_Short exercise_: Check each line of the material below, and copy it if it holds the string "table".

_Dataset content_:
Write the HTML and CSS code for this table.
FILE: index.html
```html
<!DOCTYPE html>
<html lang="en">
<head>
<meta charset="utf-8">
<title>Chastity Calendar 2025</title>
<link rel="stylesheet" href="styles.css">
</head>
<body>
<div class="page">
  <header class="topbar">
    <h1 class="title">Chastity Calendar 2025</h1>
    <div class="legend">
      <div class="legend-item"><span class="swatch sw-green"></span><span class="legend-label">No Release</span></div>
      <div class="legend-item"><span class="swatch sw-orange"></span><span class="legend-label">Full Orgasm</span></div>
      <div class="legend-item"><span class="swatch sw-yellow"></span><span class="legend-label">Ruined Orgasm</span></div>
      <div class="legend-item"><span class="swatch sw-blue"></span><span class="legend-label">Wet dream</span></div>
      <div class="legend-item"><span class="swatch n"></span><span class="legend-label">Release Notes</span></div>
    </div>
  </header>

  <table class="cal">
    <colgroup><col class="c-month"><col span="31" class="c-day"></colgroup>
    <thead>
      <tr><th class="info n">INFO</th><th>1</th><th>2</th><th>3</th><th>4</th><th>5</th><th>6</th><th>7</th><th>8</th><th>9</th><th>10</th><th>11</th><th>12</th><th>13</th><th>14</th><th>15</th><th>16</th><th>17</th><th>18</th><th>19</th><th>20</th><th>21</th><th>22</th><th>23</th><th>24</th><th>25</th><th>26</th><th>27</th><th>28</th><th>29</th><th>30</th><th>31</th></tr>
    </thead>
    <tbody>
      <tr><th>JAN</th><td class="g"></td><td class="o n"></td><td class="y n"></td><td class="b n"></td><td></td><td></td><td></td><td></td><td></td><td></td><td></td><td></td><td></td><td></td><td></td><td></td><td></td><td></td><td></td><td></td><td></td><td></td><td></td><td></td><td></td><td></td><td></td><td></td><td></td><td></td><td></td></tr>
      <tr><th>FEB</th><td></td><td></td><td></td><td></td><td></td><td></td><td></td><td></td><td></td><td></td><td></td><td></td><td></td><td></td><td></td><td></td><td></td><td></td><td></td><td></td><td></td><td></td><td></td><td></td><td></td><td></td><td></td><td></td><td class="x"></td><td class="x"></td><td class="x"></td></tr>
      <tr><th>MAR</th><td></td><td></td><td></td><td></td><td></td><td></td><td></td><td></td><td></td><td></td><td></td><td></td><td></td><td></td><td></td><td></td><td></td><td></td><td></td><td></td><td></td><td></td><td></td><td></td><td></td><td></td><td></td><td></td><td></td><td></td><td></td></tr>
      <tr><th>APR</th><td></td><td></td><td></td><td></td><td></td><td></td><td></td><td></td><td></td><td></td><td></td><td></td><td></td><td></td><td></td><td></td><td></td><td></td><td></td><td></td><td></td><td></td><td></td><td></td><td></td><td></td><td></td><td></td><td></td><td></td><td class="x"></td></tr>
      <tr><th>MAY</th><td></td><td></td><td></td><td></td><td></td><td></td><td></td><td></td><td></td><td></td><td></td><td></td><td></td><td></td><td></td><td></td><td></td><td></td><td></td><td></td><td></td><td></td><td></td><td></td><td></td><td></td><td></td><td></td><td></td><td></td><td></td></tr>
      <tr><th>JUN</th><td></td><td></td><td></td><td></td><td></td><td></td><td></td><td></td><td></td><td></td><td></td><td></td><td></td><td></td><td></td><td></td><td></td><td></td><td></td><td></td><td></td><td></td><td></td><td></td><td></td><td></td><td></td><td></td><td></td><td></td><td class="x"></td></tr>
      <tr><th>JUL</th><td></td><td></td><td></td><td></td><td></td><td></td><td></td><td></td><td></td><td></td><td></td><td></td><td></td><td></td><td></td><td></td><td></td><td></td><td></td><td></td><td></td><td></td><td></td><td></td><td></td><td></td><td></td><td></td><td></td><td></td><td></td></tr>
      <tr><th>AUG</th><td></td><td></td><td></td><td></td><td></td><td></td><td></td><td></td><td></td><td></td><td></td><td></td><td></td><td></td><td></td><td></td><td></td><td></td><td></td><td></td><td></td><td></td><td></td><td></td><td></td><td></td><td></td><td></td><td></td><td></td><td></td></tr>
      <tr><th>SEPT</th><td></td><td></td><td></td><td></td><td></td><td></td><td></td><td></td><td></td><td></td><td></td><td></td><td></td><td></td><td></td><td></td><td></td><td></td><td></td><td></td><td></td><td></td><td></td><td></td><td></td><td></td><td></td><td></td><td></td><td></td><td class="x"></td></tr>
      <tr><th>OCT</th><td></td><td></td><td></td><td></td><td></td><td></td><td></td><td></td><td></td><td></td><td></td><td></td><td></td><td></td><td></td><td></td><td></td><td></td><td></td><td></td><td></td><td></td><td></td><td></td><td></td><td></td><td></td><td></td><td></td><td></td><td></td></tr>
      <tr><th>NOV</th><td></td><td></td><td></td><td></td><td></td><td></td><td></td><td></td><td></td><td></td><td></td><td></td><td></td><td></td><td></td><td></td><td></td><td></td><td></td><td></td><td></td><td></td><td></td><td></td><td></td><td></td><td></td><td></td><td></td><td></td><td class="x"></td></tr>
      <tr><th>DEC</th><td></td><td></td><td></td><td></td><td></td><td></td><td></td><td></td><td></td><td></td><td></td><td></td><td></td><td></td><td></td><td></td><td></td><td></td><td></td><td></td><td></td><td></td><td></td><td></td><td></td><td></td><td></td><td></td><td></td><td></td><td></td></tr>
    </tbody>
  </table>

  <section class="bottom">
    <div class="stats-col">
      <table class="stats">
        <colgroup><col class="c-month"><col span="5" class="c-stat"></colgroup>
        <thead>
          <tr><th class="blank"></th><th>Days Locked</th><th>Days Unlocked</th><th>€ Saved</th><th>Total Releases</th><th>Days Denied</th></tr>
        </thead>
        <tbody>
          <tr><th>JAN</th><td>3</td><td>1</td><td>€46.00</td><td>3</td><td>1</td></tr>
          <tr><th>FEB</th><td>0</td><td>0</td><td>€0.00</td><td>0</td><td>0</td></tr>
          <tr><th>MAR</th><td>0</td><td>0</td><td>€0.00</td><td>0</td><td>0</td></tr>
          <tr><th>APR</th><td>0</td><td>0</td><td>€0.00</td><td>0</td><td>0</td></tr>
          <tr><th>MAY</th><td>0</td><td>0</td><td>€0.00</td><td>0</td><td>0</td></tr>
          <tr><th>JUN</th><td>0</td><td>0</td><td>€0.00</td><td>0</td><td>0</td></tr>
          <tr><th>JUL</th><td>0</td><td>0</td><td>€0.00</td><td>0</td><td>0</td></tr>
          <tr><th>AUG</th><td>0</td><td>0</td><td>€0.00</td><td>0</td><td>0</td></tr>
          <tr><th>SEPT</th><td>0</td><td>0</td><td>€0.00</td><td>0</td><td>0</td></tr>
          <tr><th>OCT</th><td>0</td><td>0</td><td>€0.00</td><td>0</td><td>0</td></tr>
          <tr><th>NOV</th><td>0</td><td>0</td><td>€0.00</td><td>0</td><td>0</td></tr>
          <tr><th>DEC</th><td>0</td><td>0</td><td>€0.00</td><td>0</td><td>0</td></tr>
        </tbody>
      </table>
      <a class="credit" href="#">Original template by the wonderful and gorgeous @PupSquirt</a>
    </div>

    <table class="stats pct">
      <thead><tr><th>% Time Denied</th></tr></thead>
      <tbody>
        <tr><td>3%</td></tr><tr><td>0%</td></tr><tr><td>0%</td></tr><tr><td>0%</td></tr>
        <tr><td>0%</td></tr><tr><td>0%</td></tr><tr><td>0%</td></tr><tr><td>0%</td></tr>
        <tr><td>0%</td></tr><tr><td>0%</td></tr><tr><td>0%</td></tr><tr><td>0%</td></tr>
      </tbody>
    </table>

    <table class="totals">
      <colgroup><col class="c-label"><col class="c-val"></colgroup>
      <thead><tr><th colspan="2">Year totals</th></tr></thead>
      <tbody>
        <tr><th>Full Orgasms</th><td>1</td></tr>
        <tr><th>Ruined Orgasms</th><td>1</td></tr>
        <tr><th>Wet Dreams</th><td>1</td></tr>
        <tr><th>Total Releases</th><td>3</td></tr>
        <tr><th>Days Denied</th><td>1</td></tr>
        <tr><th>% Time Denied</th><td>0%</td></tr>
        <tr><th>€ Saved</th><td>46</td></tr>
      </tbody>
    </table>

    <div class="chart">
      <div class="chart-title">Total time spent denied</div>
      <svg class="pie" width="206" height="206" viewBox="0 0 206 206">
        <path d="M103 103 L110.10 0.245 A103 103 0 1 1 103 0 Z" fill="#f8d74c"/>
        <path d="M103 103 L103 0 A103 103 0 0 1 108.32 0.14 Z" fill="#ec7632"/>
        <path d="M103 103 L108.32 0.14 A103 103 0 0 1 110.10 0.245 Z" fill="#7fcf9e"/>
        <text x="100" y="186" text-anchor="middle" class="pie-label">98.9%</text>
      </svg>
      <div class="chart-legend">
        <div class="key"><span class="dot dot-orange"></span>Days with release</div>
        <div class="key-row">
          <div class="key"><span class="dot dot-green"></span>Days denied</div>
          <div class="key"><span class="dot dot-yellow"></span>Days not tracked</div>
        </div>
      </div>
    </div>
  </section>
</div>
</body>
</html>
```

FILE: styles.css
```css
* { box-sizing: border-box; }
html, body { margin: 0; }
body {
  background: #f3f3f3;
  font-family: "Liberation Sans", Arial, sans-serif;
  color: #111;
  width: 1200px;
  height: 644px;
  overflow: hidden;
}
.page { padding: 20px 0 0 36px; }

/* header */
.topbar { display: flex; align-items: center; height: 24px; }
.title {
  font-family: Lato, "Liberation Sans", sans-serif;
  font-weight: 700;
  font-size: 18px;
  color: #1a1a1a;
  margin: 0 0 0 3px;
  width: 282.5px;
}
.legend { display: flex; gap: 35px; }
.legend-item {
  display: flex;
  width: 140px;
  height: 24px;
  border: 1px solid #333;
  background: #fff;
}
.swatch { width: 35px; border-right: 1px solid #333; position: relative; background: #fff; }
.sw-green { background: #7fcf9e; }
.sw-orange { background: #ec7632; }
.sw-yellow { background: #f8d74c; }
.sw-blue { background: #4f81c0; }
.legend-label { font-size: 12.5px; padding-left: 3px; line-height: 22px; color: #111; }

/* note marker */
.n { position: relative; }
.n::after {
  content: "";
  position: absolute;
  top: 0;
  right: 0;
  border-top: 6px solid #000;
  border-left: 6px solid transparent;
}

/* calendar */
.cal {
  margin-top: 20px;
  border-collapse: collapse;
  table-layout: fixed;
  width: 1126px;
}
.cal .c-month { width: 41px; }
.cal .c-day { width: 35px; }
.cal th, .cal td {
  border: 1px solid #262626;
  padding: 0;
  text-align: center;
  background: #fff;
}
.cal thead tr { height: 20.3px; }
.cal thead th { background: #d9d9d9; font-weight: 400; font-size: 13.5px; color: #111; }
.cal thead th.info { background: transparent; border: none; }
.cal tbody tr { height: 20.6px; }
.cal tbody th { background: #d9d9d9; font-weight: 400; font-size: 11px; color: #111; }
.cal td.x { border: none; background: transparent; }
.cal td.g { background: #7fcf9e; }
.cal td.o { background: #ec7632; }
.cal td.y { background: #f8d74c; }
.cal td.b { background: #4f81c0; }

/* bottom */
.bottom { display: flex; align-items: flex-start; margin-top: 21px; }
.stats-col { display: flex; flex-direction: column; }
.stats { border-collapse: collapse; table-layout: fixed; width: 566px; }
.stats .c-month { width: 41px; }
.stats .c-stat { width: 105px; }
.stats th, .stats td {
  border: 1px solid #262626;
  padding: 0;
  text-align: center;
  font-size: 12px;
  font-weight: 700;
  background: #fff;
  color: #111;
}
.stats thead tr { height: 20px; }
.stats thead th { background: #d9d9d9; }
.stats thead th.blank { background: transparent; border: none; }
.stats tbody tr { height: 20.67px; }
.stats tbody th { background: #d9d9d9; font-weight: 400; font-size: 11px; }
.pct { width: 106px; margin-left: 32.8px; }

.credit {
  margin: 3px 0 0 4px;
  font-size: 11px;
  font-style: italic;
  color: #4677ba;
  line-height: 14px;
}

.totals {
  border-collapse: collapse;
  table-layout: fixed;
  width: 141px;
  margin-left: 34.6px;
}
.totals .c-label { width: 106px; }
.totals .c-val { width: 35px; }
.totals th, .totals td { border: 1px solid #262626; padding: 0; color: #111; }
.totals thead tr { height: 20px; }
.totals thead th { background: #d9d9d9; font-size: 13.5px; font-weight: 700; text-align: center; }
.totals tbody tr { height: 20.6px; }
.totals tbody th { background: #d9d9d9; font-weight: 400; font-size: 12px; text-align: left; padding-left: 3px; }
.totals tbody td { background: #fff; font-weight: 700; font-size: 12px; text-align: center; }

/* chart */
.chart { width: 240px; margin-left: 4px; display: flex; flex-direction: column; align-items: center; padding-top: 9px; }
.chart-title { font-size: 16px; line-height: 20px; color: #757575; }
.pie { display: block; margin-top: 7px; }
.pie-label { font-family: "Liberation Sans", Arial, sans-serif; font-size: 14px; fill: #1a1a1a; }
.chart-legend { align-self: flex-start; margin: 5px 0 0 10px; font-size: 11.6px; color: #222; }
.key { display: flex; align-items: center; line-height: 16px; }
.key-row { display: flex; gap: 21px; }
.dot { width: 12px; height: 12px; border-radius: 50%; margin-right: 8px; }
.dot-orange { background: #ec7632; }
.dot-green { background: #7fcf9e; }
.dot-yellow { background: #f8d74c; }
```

_Written response_:
Write the HTML and CSS code for this table.
  <table class="cal">
  </table>
      <table class="stats">
      </table>
    <table class="stats pct">
    </table>
    <table class="totals">
    </table>
  table-layout: fixed;
.stats { border-collapse: collapse; table-layout: fixed; width: 566px; }
  table-layout: fixed;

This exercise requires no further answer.